From the video it was obvious she wasn’t glamorous, which was noticeable only because we’re so used to seeing good-looking faces on the tube. And like most people, she had not cultivated the animated, head-tilting, light-catching mannerisms of someone accustomed to being televised.
Several weeks later I was driving in my car, when on came the broadcast of our panel. Since I’d seen the raw video again and again, I could practically reenact it word-for-word. When it came to the point where the woman I was referring to started to politely disagree, it was arguably impressive. She was disagreeing with a famous astronaut, a powerful general, a representative from the White House and the head of a global foundation. And I knew exactly what she was going to say.

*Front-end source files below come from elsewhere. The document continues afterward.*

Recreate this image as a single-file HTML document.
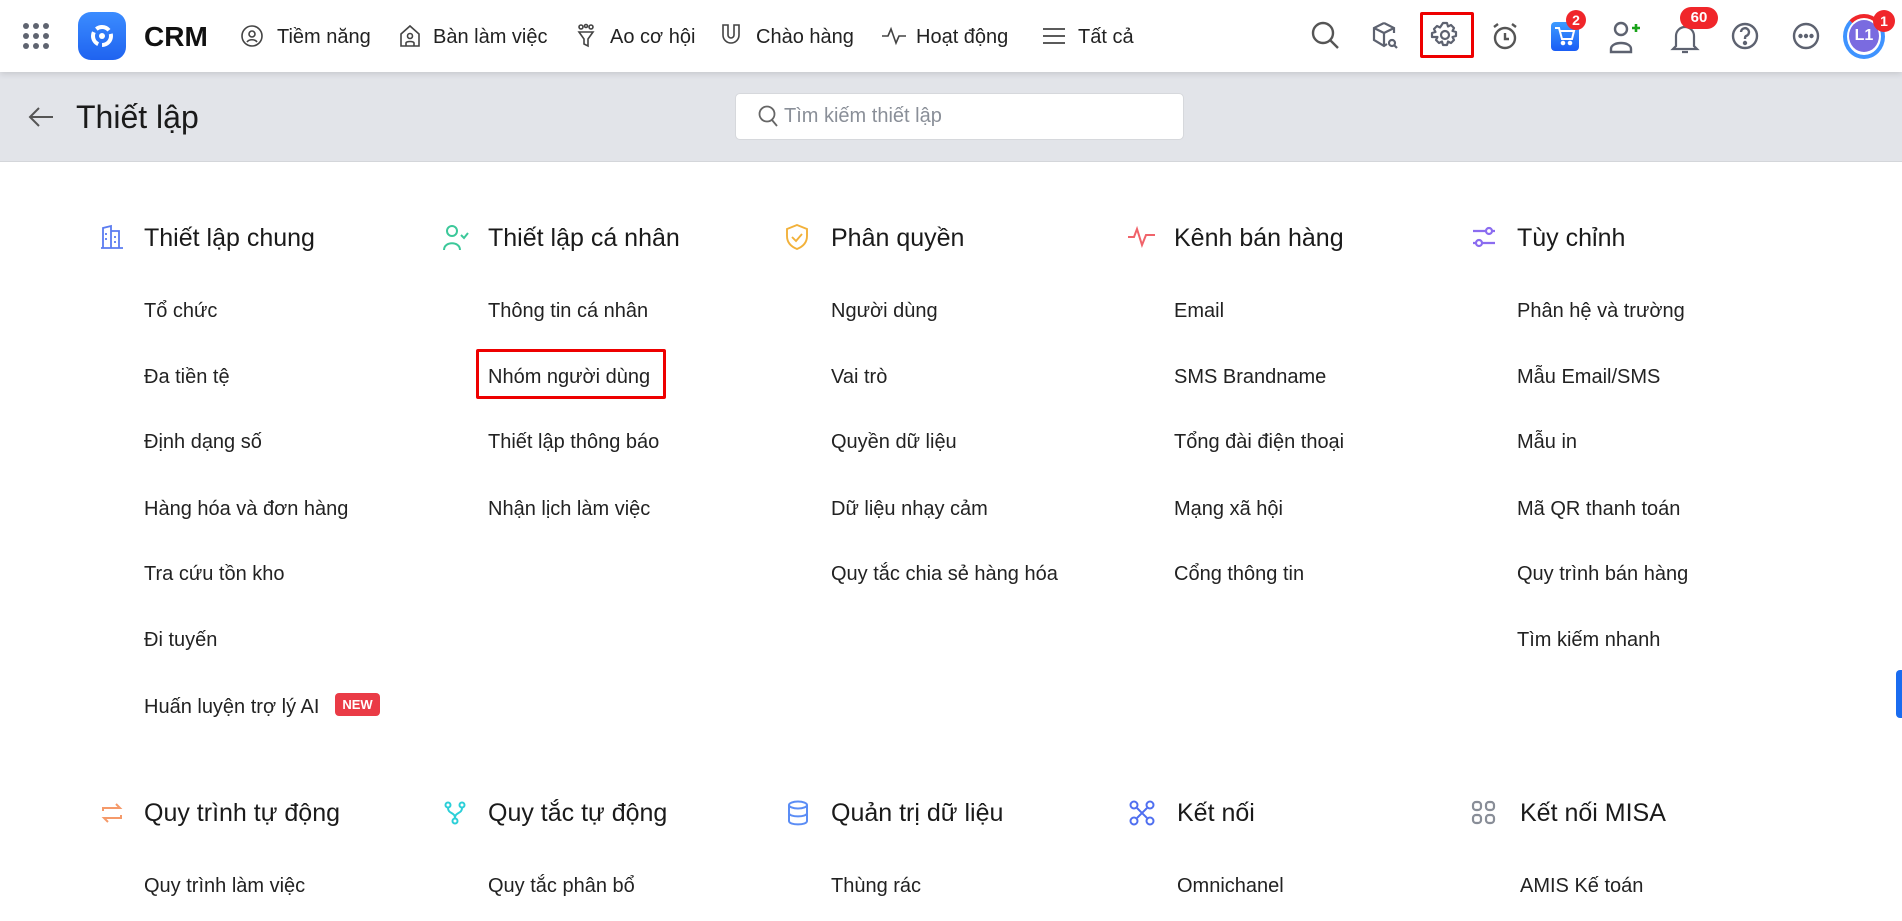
<!DOCTYPE html>
<html><head><meta charset="utf-8"><style>
*{margin:0;padding:0;box-sizing:border-box}
body{width:1902px;height:921px;overflow:hidden;background:#fff;font-family:"Liberation Sans","Noto Sans CJK SC",sans-serif;color:#1f1f1f;position:relative}
.a{position:absolute}
.t{position:absolute;line-height:30px;white-space:nowrap}
.nav{font-size:20px;color:#222}
.h{font-size:25px;color:#1a1a1a}
.i{font-size:20px;color:#222}
svg{position:absolute;overflow:visible}
</style></head><body>
<div class="a" style="left:0;top:0;width:1902px;height:72px;background:#fff;box-shadow:0 2px 6px rgba(0,0,0,.12);z-index:2"></div>
<div class="a" style="left:0;top:72px;width:1902px;height:90px;background:#e2e4e9;border-bottom:1px solid #d4d6da"></div>
<div style="position:absolute;left:0;top:0;z-index:3;width:1902px;height:72px">
<svg style="left:22px;top:22px" width="28" height="28"><g fill="#5f6470"><circle cx="4" cy="4" r="3"/><circle cx="14" cy="4" r="3"/><circle cx="24" cy="4" r="3"/><circle cx="4" cy="14" r="3"/><circle cx="14" cy="14" r="3"/><circle cx="24" cy="14" r="3"/><circle cx="4" cy="24" r="3"/><circle cx="14" cy="24" r="3"/><circle cx="24" cy="24" r="3"/></g></svg>
<div class="a" style="left:78px;top:12px;width:48px;height:48px;border-radius:13px;background:linear-gradient(#3b8cff,#1f63f0)"></div>
<svg style="left:90px;top:24px" width="24" height="24"><circle cx="12" cy="12" r="9" fill="none" stroke="#fff" stroke-width="4" stroke-dasharray="14 4"/><circle cx="12" cy="12" r="3" fill="#fff"/></svg>
<div class="t" style="left:144px;top:22px;font-size:28px;font-weight:bold;color:#111">CRM</div>
<svg style="left:241px;top:25px" width="22" height="22" fill="none" stroke="#444" stroke-width="1.6"><circle cx="11" cy="11" r="10"/><circle cx="11" cy="9" r="3"/><path d="M6 17c2-3 8-3 10 0"/></svg>
<div class="t nav" style="left:277px;top:22px">Tiềm năng</div>
<svg style="left:399px;top:24px" width="22" height="24" fill="none" stroke="#444" stroke-width="1.6"><path d="M2 10 11 2l9 8v12H2z"/><circle cx="11" cy="12" r="2.5"/><path d="M7 22v-3c0-2 8-2 8 0v3"/></svg>
<div class="t nav" style="left:433px;top:22px">Bàn làm việc</div>
<svg style="left:576px;top:24px" width="20" height="24" fill="none" stroke="#444" stroke-width="1.6"><circle cx="5" cy="3" r="2"/><circle cx="10" cy="2" r="1.5"/><circle cx="15" cy="3" r="2"/><path d="M3 8h14l-5 7v7l-4-2v-5z"/></svg>
<div class="t nav" style="left:610px;top:22px">Ao cơ hội</div>
<svg style="left:720px;top:23px" width="22" height="24" fill="none" stroke="#444" stroke-width="1.6"><path d="M3 2v10a8 8 0 0 0 16 0V2h-5v10a3 3 0 0 1-6 0V2z"/></svg>
<div class="t nav" style="left:756px;top:22px">Chào hàng</div>
<svg style="left:882px;top:27px" width="24" height="18" fill="none" stroke="#444" stroke-width="1.6"><path d="M0 9h6l3-7 5 14 3-7h7"/></svg>
<div class="t nav" style="left:916px;top:22px">Hoạt động</div>
<svg style="left:1043px;top:28px" width="22" height="16" stroke="#444" stroke-width="1.8"><path d="M0 1h22M0 8h22M0 15h22"/></svg>
<div class="t nav" style="left:1078px;top:22px">Tất cả</div>

<svg style="left:1311px;top:21px" width="30" height="30" fill="none" stroke="#555" stroke-width="2.4"><circle cx="12" cy="12" r="10"/><path d="M19 19l8 8"/></svg>
<svg style="left:1371px;top:21px" width="28" height="30" fill="none" stroke="#5d6270" stroke-width="2.2"><path d="M13 2 3 7v12l10 6 3-2M13 2l10 5v5M3 7l10 5 10-5M13 12v12"/><circle cx="21" cy="22" r="3"/><path d="M23 24l3 3"/></svg>
<div class="a" style="left:1420px;top:12px;width:54px;height:46px;border:3px solid #e00;border-radius:2px"></div>
<svg style="left:1431px;top:21px" width="28" height="30" fill="none" stroke="#5d6270" stroke-width="2.2" stroke-linejoin="round"><path d="M12 2h4l1 3.5 3-1.5 3 3-1.5 3 3.5 1v4l-3.5 1 1.5 3-3 3-3-1.5-1 3.5h-4l-1-3.5-3 1.5-3-3 1.5-3L1 16v-4l3.5-1L3 8l3-3 3 1.5z"/><circle cx="14" cy="14" r="4"/></svg>
<svg style="left:1491px;top:22px" width="28" height="30" fill="none" stroke="#555" stroke-width="2.4"><circle cx="14" cy="16" r="10"/><path d="M14 11v6h4M3 5l4-3M25 5l-4-3"/></svg>
<div class="a" style="left:1551px;top:22px;width:28px;height:29px;border-radius:4px;background:linear-gradient(#3d9bff,#1a5df5)"></div>
<svg style="left:1553px;top:26px" width="24" height="22" fill="none" stroke="#fff" stroke-width="2"><path d="M2 2h4l3 11h10l2-8H7"/><circle cx="10" cy="17" r="1.3" fill="#fff"/><circle cx="17" cy="17" r="1.3" fill="#fff"/></svg>
<div class="a" style="left:1566px;top:10px;width:20px;height:20px;border-radius:50%;background:#f0262a;color:#fff;font-weight:bold;font-size:14px;text-align:center;line-height:20px">2</div>
<svg style="left:1609px;top:20px" width="34" height="34" fill="none" stroke="#5d6270" stroke-width="2.4"><circle cx="12" cy="9" r="6"/><path d="M2 32v-3c0-8 20-8 20 0v3z"/><path d="M27 4v8M23 8h8" stroke="#1aa31a" stroke-width="2.6"/></svg>
<svg style="left:1671px;top:24px" width="28" height="32" fill="none" stroke="#5d6270" stroke-width="2.2"><path d="M5 22V12a9 9 0 0 1 18 0v10l3 3H2z M11 28h6"/></svg>
<div class="a" style="left:1680px;top:7px;width:38px;height:22px;border-radius:11px;background:#f0262a;color:#fff;font-weight:bold;font-size:15px;text-align:center;line-height:22px">60</div>
<svg style="left:1731px;top:21px" width="30" height="30" fill="none" stroke="#5d6270" stroke-width="2.4"><circle cx="14" cy="15" r="12"/><path d="M10 11a4 4 0 1 1 5 4c-1 .5-1 1.5-1 3"/><circle cx="14" cy="22" r="1" fill="#5d6270"/></svg>
<svg style="left:1791px;top:21px" width="30" height="30" fill="none" stroke="#5d6270" stroke-width="2.4"><circle cx="15" cy="15" r="12"/><circle cx="9.5" cy="15" r="1" fill="#5d6270"/><circle cx="15" cy="15" r="1" fill="#5d6270"/><circle cx="20.5" cy="15" r="1" fill="#5d6270"/></svg>
<div class="a" style="left:1843px;top:14px;width:42px;height:45px;border-radius:50%;border:4px solid #3e93ff;border-top-color:#f0262a;border-left-color:#3e93ff"></div>
<div class="a" style="left:1849px;top:20px;width:30px;height:32px;border-radius:50%;background:#7a6be0;color:#fff;font-weight:bold;font-size:16px;text-align:center;line-height:32px">L1</div>
<div class="a" style="left:1873px;top:10px;width:22px;height:22px;border-radius:50%;background:#f0262a;color:#fff;font-weight:bold;font-size:14px;text-align:center;line-height:22px">1</div>
</div>

<svg style="left:28px;top:106px" width="26" height="22" fill="none" stroke="#555" stroke-width="2"><path d="M25 11H2M11 2 2 11l9 9"/></svg>
<div class="t" style="left:76px;top:101px;font-size:32px;line-height:32px;color:#1a1a1a">Thiết lập</div>
<div class="a" style="left:735px;top:93px;width:449px;height:47px;background:#fff;border:1px solid #d6d8dc;border-radius:5px"></div>
<svg style="left:758px;top:105px" width="22" height="24" fill="none" stroke="#666" stroke-width="1.8"><circle cx="9" cy="9" r="7.5"/><path d="M14 15l5 6"/></svg>
<div class="t" style="left:784px;top:101px;font-size:20px;color:#8a8f98">Tìm kiếm thiết lập</div>

<svg style="left:100px;top:225px" width="24" height="24" fill="none" stroke="#5b7cf0" stroke-width="1.8"><path d="M1 23h22M3 23V3l8-2v22M11 6h8v17M6 8v2M6 13v2M15 11v2M15 16v2"/></svg>
<svg style="left:443px;top:225px" width="26" height="26" fill="none" stroke="#3cc89a" stroke-width="2"><circle cx="9" cy="6" r="5"/><path d="M1 25c0-9 16-9 16 0M18 10l3 3 4-5"/></svg>
<svg style="left:785px;top:224px" width="24" height="26" fill="none" stroke="#f2b13a" stroke-width="1.9"><path d="M12 1 2 5v7c0 7 5 11 10 13 5-2 10-6 10-13V5z"/><path d="M7 13l4 4 6-7"/></svg>
<svg style="left:1128px;top:227px" width="28" height="20" fill="none" stroke="#f0636a" stroke-width="2"><path d="M0 10h6l3-8 5 16 4-10h9"/></svg>
<svg style="left:1472px;top:225px" width="24" height="24" fill="none" stroke="#8b6cf0" stroke-width="2.2"><path d="M1 6h14M20 6h3M1 18h4M10 18h13"/><circle cx="17" cy="6" r="3"/><circle cx="7" cy="18" r="3"/></svg>
<div class="t h" style="left:144px;top:223px">Thiết lập chung</div>
<div class="t h" style="left:488px;top:223px">Thiết lập cá nhân</div>
<div class="t h" style="left:831px;top:223px">Phân quyền</div>
<div class="t h" style="left:1174px;top:223px">Kênh bán hàng</div>
<div class="t h" style="left:1517px;top:223px">Tùy chỉnh</div>

<div class="t i" style="left:144px;top:296px">Tổ chức</div>
<div class="t i" style="left:144px;top:362px">Đa tiền tệ</div>
<div class="t i" style="left:144px;top:427px">Định dạng số</div>
<div class="t i" style="left:144px;top:494px">Hàng hóa và đơn hàng</div>
<div class="t i" style="left:144px;top:559px">Tra cứu tồn kho</div>
<div class="t i" style="left:144px;top:625px">Đi tuyến</div>
<div class="t i" style="left:144px;top:692px">Huấn luyện trợ lý AI</div>
<div class="a" style="left:335px;top:693px;width:45px;height:23px;background:#ea3b46;border-radius:4px;color:#fff;font-size:13px;font-weight:bold;text-align:center;line-height:23px">NEW</div>

<div class="t i" style="left:488px;top:296px">Thông tin cá nhân</div>
<div class="a" style="left:476px;top:349px;width:190px;height:50px;border:3px solid #e00;border-radius:2px"></div>
<div class="t i" style="left:488px;top:362px">Nhóm người dùng</div>
<div class="t i" style="left:488px;top:427px">Thiết lập thông báo</div>
<div class="t i" style="left:488px;top:494px">Nhận lịch làm việc</div>

<div class="t i" style="left:831px;top:296px">Người dùng</div>
<div class="t i" style="left:831px;top:362px">Vai trò</div>
<div class="t i" style="left:831px;top:427px">Quyền dữ liệu</div>
<div class="t i" style="left:831px;top:494px">Dữ liệu nhạy cảm</div>
<div class="t i" style="left:831px;top:559px">Quy tắc chia sẻ hàng hóa</div>

<div class="t i" style="left:1174px;top:296px">Email</div>
<div class="t i" style="left:1174px;top:362px">SMS Brandname</div>
<div class="t i" style="left:1174px;top:427px">Tổng đài điện thoại</div>
<div class="t i" style="left:1174px;top:494px">Mạng xã hội</div>
<div class="t i" style="left:1174px;top:559px">Cổng thông tin</div>

<div class="t i" style="left:1517px;top:296px">Phân hệ và trường</div>
<div class="t i" style="left:1517px;top:362px">Mẫu Email/SMS</div>
<div class="t i" style="left:1517px;top:427px">Mẫu in</div>
<div class="t i" style="left:1517px;top:494px">Mã QR thanh toán</div>
<div class="t i" style="left:1517px;top:559px">Quy trình bán hàng</div>
<div class="t i" style="left:1517px;top:625px">Tìm kiếm nhanh</div>

<div class="a" style="left:1896px;top:670px;width:8px;height:48px;background:#1a6cf0;border-radius:4px 0 0 4px"></div>

<svg style="left:100px;top:801px" width="24" height="24" fill="none" stroke="#f59a6a" stroke-width="2"><path d="M3 10V7h17l-4-4M21 14v3H4l4 4"/></svg>
<svg style="left:443px;top:801px" width="24" height="24" fill="none" stroke="#2ccfd8" stroke-width="2"><circle cx="5" cy="4" r="2.5"/><circle cx="19" cy="4" r="2.5"/><circle cx="12" cy="20" r="2.5"/><path d="M5 7c0 6 7 4 7 10M19 7c0 6-7 4-7 10"/></svg>
<svg style="left:787px;top:800px" width="22" height="26" fill="none" stroke="#5b8df5" stroke-width="2"><ellipse cx="11" cy="5" rx="9" ry="3.5"/><path d="M2 5v16c0 4.5 18 4.5 18 0V5M2 13c0 4.5 18 4.5 18 0"/></svg>
<svg style="left:1129px;top:800px" width="26" height="26" fill="none" stroke="#4f6ff0" stroke-width="2"><circle cx="5" cy="5" r="3.5"/><circle cx="21" cy="5" r="3.5"/><circle cx="5" cy="21" r="3.5"/><circle cx="21" cy="21" r="3.5"/><path d="M8 8l10 10M18 8 8 18"/></svg>
<svg style="left:1472px;top:801px" width="24" height="24" fill="none" stroke="#888d97" stroke-width="2.2"><rect x="1" y="1" width="8" height="8" rx="3"/><rect x="14" y="1" width="8" height="8" rx="3"/><rect x="1" y="14" width="8" height="8" rx="3"/><rect x="14" y="14" width="8" height="8" rx="3"/></svg>
<div class="t h" style="left:144px;top:798px">Quy trình tự động</div>
<div class="t h" style="left:488px;top:798px">Quy tắc tự động</div>
<div class="t h" style="left:831px;top:798px">Quản trị dữ liệu</div>
<div class="t h" style="left:1177px;top:798px">Kết nối</div>
<div class="t h" style="left:1520px;top:798px">Kết nối MISA</div>

<div class="t i" style="left:144px;top:871px">Quy trình làm việc</div>
<div class="t i" style="left:488px;top:871px">Quy tắc phân bổ</div>
<div class="t i" style="left:831px;top:871px">Thùng rác</div>
<div class="t i" style="left:1177px;top:871px">Omnichanel</div>
<div class="t i" style="left:1520px;top:871px">AMIS Kế toán</div>
</body></html>
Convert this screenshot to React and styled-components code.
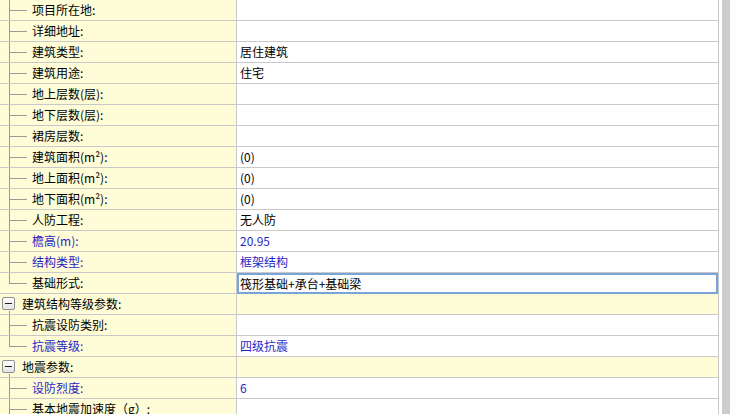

What I didn’t see coming was that her voice alone – carried on the radio – brought me to another place. It was compelling. Transfixing. She made one striking point after another. I was not deceived by her looks. It was as if I had heard her for the very first time.
This is a lesson about the nature of being human, being victims – if you will – of our bodies, how our brains process information differently when solely listening to audio as opposed to our eyes and our ears both at once.
This, in a nutshell, is the power of radio, far, far beyond the glitz of TV.
I’d not thought of this experience for many years until two incidents, two days running.
The first was a television documentary about Timothy Treadwell, who was fascinated by brown bears, and spent time getting close to them – physically close to them – in the wilds of Alaska. Three years ago he and a companion were mauled to death by a bear while they were camping. By happenstance, he had turned on his video camera, although the lens cap had remained in place.
The grizzling outcome was an audio of their horrific deaths, and the documentary showed a producer listening to the tape in front of Treadwell’s closest family member. She had never listened to the recording herself, although she is sitting there while he did so. At one point the producer ripped off his headphones, looked at her in earnest, and said, “You must never listen to this tape.”
The next morning, I went out to my front porch, picked up my paper and settled in for my daily perusal. The story was just one among many, but the headlines were clear as a bell: “Panic and chaos on new tapes from 9/11 … Newly released recordings of calls from burning towers.”
While the towers were burning, some 1,600 emergency calls came in. Of these, 31 came from inside the World Trade Center itself.
There have been lawsuits about gaining access to these tapes, and now – five years later - they are finally being heard.
Knowledge is power, but let’s not forget that technology is a two-edged sword. The ability to relive human anguish at this level is unprecedented in human history. We must be cautious, where perhaps we were once cavalier.
I'm Moira Gunn. This is Five Minutes.